Steampunk bucks a lot of the norms concerning actual Victorian culture, such as their attitudes toward gender roles, sexuality, and class. If steampunk can have women wear trousers and become sky pirates, endorse the public mingling of street urchins and aristocrats, then steampunk can – and should – treat ethnicity with the same modern respect and understanding towards diversity. So if we’re going to go steampunk in a non-Victorian, non-Europeancentric/America-centric sense – drawing from not only Asia but Africa, the Middle East, or the aboriginal peoples of America, as well – we should also take some revisionist thinking along with it.

Epilogue: Putting the Punk Back into Steampunk

A lot of people play off the steampunk movement as a lot of “steam” and not enough “punk”—that is, all dress-up and fetishization of Victorian culture and not enough deconstruction and challenging the establishment.

But I want to change that perception, at least in my own way here. But, at the same time, be an outrageous, ironical character to boot – became damn, I want to have fun too. And not have to be British or Chinese.
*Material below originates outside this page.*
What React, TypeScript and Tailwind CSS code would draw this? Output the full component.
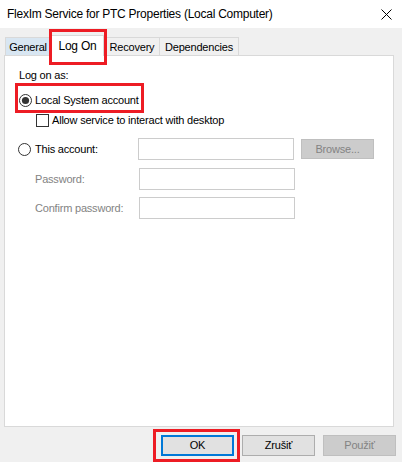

So, a proposal to my fellow steampunkers, Asian and non-Asian alike: Steampunk subverts so much, so let’s have it subvert our histories too. Steampunk can be about airships and clockwork and the Crown and Nikola Tesla. But let it also be about the Boxer Rebellion and King Chulalongkorn of Siam, and fighting the British Raj. Or let’s see what happened if China never had that policy of isolation and developed its own steam technology. Or have Indian sky-pirates shipping their tea and spices into England themselves. Or, more interestingly enough, play out imperialism within Asia: the China’s battles against Korea, Mongolia, or Vietnam. Or what about the rising competition between China and Japan? And not to mention outside of Asia; I want to see techno Aztecs or steampunk in Liberia or Sitting Bull with an arm cannon.

Possibilities are out there; help me create them.